## begin Supplied material

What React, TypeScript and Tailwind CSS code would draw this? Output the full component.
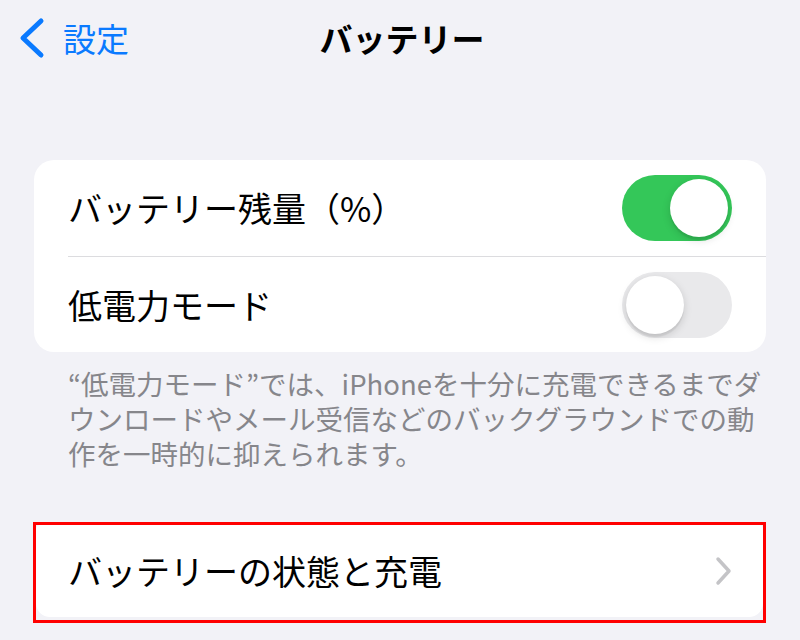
import React from "react";

const font = { fontFamily: '"Noto Sans CJK JP", "Noto Sans", sans-serif' };

function Toggle({ on }: { on: boolean }) {
  return (
    <div
      className={`relative w-[110px] h-[66px] rounded-full ${on ? "bg-[#34c759]" : "bg-[#e9e9eb]"}`}
    >
      <div
        className={`absolute top-[4px] w-[58px] h-[58px] rounded-full bg-white shadow-[0_3px_8px_rgba(0,0,0,0.15),0_3px_1px_rgba(0,0,0,0.06)] ${on ? "left-[48px]" : "left-[4px]"}`}
      />
    </div>
  );
}

export default function App() {
  return (
    <div className="w-[800px] h-[640px] bg-[#f2f2f7] overflow-hidden text-black" style={font}>
      {/* Nav bar */}
      <div className="grid grid-cols-[1fr_auto_1fr] items-center h-[76px]">
        <div className="flex items-center pl-[14px]">
          <svg width="32" height="44" viewBox="0 0 32 44" className="shrink-0">
            <path d="M27 5 L9 22 L27 39" fill="none" stroke="#0a7aff" strokeWidth="5" strokeLinecap="round" strokeLinejoin="round" />
          </svg>
          <span className="ml-[17px] text-[33px] leading-none text-[#0a7aff]">設定</span>
        </div>
        <div className="text-[33px] font-bold leading-none pl-[4px]">バッテリー</div>
        <div />
      </div>

      {/* Card 1 */}
      <div className="mt-[84px] mx-[34px] rounded-[20px] bg-white overflow-hidden">
        <div className="flex items-center justify-between h-[96px] pl-[34px] pr-[34px]">
          <span className="text-[34px] leading-none">バッテリー残量（%）</span>
          <Toggle on={true} />
        </div>
        <div className="ml-[34px] h-px bg-[#dcdcdf]" />
        <div className="flex items-center justify-between h-[95px] pl-[34px] pr-[34px]">
          <span className="text-[34px] leading-none">低電力モード</span>
          <Toggle on={false} />
        </div>
      </div>

      {/* Footer */}
      <div className="mx-[34px] pl-[34px] pt-[14px] text-[27.5px] leading-[35px] text-[#86868b] flex flex-col">
        <span>“低電力モード”では、iPhoneを十分に充電できるまでダ</span>
        <span>ウンロードやメール受信などのバックグラウンドでの動</span>
        <span>作を一時的に抑えられます。</span>
      </div>

      {/* Card 2 with red highlight */}
      <div className="mt-[51px] ml-[33px] w-[733px] h-[101px] border-[3px] border-[#ff0000] pb-[3px]">
        <div className="h-full bg-white rounded-t-[4px] rounded-b-[14px] flex items-center justify-between pl-[32px] pr-[30px]">
          <span className="text-[34px] leading-none">バッテリーの状態と充電</span>
          <svg width="20" height="30" viewBox="0 0 20 30">
            <path d="M5 3 L16 15 L5 27" fill="none" stroke="#c4c4c7" strokeWidth="3.5" strokeLinecap="round" strokeLinejoin="round" />
          </svg>
        </div>
      </div>
    </div>
  );
}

## end Supplied material

*What you have to do*
Exclude the images, then output the data above word for word.

*Finished answer*
What React, TypeScript and Tailwind CSS code would draw this? Output the full component.
import React from "react";

const font = { fontFamily: '"Noto Sans CJK JP", "Noto Sans", sans-serif' };

function Toggle({ on }: { on: boolean }) {
  return (
    <div
      className={`relative w-[110px] h-[66px] rounded-full ${on ? "bg-[#34c759]" : "bg-[#e9e9eb]"}`}
    >
      <div
        className={`absolute top-[4px] w-[58px] h-[58px] rounded-full bg-white shadow-[0_3px_8px_rgba(0,0,0,0.15),0_3px_1px_rgba(0,0,0,0.06)] ${on ? "left-[48px]" : "left-[4px]"}`}
      />
    </div>
  );
}

export default function App() {
  return (
    <div className="w-[800px] h-[640px] bg-[#f2f2f7] overflow-hidden text-black" style={font}>
      {/* Nav bar */}
      <div className="grid grid-cols-[1fr_auto_1fr] items-center h-[76px]">
        <div className="flex items-center pl-[14px]">
          <svg width="32" height="44" viewBox="0 0 32 44" className="shrink-0">
            <path d="M27 5 L9 22 L27 39" fill="none" stroke="#0a7aff" strokeWidth="5" strokeLinecap="round" strokeLinejoin="round" />
          </svg>
          <span className="ml-[17px] text-[33px] leading-none text-[#0a7aff]">設定</span>
        </div>
        <div className="text-[33px] font-bold leading-none pl-[4px]">バッテリー</div>
        <div />
      </div>

      {/* Card 1 */}
      <div className="mt-[84px] mx-[34px] rounded-[20px] bg-white overflow-hidden">
        <div className="flex items-center justify-between h-[96px] pl-[34px] pr-[34px]">
          <span className="text-[34px] leading-none">バッテリー残量（%）</span>
          <Toggle on={true} />
        </div>
        <div className="ml-[34px] h-px bg-[#dcdcdf]" />
        <div className="flex items-center justify-between h-[95px] pl-[34px] pr-[34px]">
          <span className="text-[34px] leading-none">低電力モード</span>
          <Toggle on={false} />
        </div>
      </div>

      {/* Footer */}
      <div className="mx-[34px] pl-[34px] pt-[14px] text-[27.5px] leading-[35px] text-[#86868b] flex flex-col">
        <span>“低電力モード”では、iPhoneを十分に充電できるまでダ</span>
        <span>ウンロードやメール受信などのバックグラウンドでの動</span>
        <span>作を一時的に抑えられます。</span>
      </div>

      {/* Card 2 with red highlight */}
      <div className="mt-[51px] ml-[33px] w-[733px] h-[101px] border-[3px] border-[#ff0000] pb-[3px]">
        <div className="h-full bg-white rounded-t-[4px] rounded-b-[14px] flex items-center justify-between pl-[32px] pr-[30px]">
          <span className="text-[34px] leading-none">バッテリーの状態と充電</span>
          <svg width="20" height="30" viewBox="0 0 20 30">
            <path d="M5 3 L16 15 L5 27" fill="none" stroke="#c4c4c7" strokeWidth="3.5" strokeLinecap="round" strokeLinejoin="round" />
          </svg>
        </div>
      </div>
    </div>
  );
}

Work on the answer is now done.